Leeches are 'worms' with suckers on each end. Leeches can range in size from one centimeter to over 25 centimeters long. They are brown or black in colour. Some feed on decaying plant material. Others are parasites, feeding on blood and tissue of other animals.
Blood-sucking leeches suck your blood in two ways: they use a proboscis to puncture your skin, or they use their three mouths and
millions of little teeth. They live just about anywhere there is water.
Leeches find you by detecting skin oils, blood, heat, or even the carbon dioxide you breathe out.
Leeches do not feed often. That is because they take in a lot when they do feed. Four or five large leeches can drain the life from a
rabbit in a half an hour.
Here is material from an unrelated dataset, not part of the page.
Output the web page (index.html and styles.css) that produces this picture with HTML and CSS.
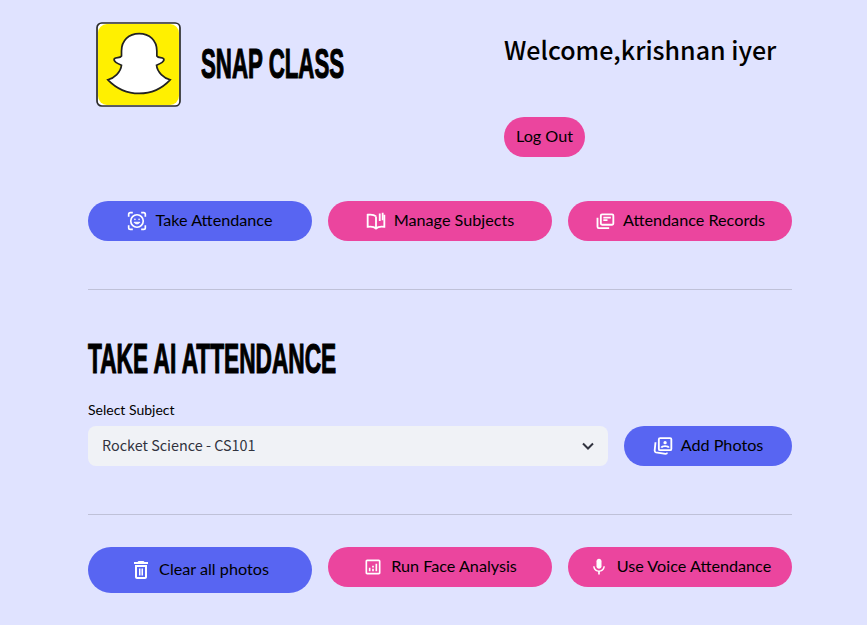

Hikers have reported leeches feeding
unnoticed until they are the size of small bananas!
Hungry leeches were a problem during 1799 for soldiers who were marching from Egypt across the Sinai Peninsula to Syria.
They would drink any water they could find; when they drank from leech-infested water, the tiny leeches attached to their
mouths and throats. Some died of blood loss, while others died from having their throats swollen - full of blood-filled leeches,
which cut off their air.
Doctors often used leeches in the past to draw blood. Some barbers used to do surgery as well as cutting hair, and they used leeches. When a barber finished surgery, he took the bloody
bandage and wrapped it around a pole to show he did surgery, too. That’s how the white and red swirled barber pole came to be.
Today, maggots and leeches are still being used for different reasons. Scientists are studying
leech saliva. They believe the substance that stops or prevents blood clots will one day be able to be used on humans. Researchers have also identified several medical compounds which can be developed from leech saliva.
The anticoagulant and clot-digesting properties of these substances make them potentially useful as drugs for the
treatment of cardiovascular diseases such as heart attacks and strokes. Leeches can be "milked" for their secretions
without being harmed, and research is continuing into the possibility of synthetically engineering leech saliva.
Leeches are still being used to suck blood! Doctors are now turning to leeches to help restore blood circulation to grafted
tissue and reattached fingers and toes. In 1985, microsurgeons in a Boston hospital used leeches to save the ear of a
5 year old boy that had been bitten off by a dog. The leech can remove any congested blood to allow normal
circulation to return to the tissues, thus preventing gangrene from setting in.
Leech Facts:
- There are 650 known species of leeches.
- The largest leech discovered measured 18 inches.
- About one fifth of leech species live in the sea, where they feed on fish.
- The leech has 32 brains - 31 more than a human.
- The Hirudo leech lays its babies within a cocoon; whereas the Amazon leech carries its babies on its stomach - sometimes
as many as 300.
- Not all leeches are bloodsuckers. Many are predators which eat earthworms, etc.
- The Amazon leech uses a different method of sucking blood. It inserts a long proboscis into the victim, as opposed to
biting.
- The bite of a leech is painless, due to injecting its own anaesthetic.
- The Hirudo leech injects an anti-coagulant serum into the victim to prevent the blood clotting.
- The leech will gorge itself until it has had its fill and then just fall off.
- The leech will gorge itself up to five times its body weight.
- The first leech was used in medicine about 1000 B.C., probably in ancient India.
- In the past, people would stand in the lakes and pools dotted around the country and when the leeches attached to their legs they would put them in baskets and sell them. Today the Hirudo leech is an endangered species.
- The original surgeons were barbers and they used leeches to cure anything from headaches to gout!
- The nervous system of the leech is very similar to the human nervous system and is of enormous benefit to researchers
in their quest for the answers to human problems.
- The nearest relatives of leeches are earthworms.
- Leeches can bite through a hippo's hide!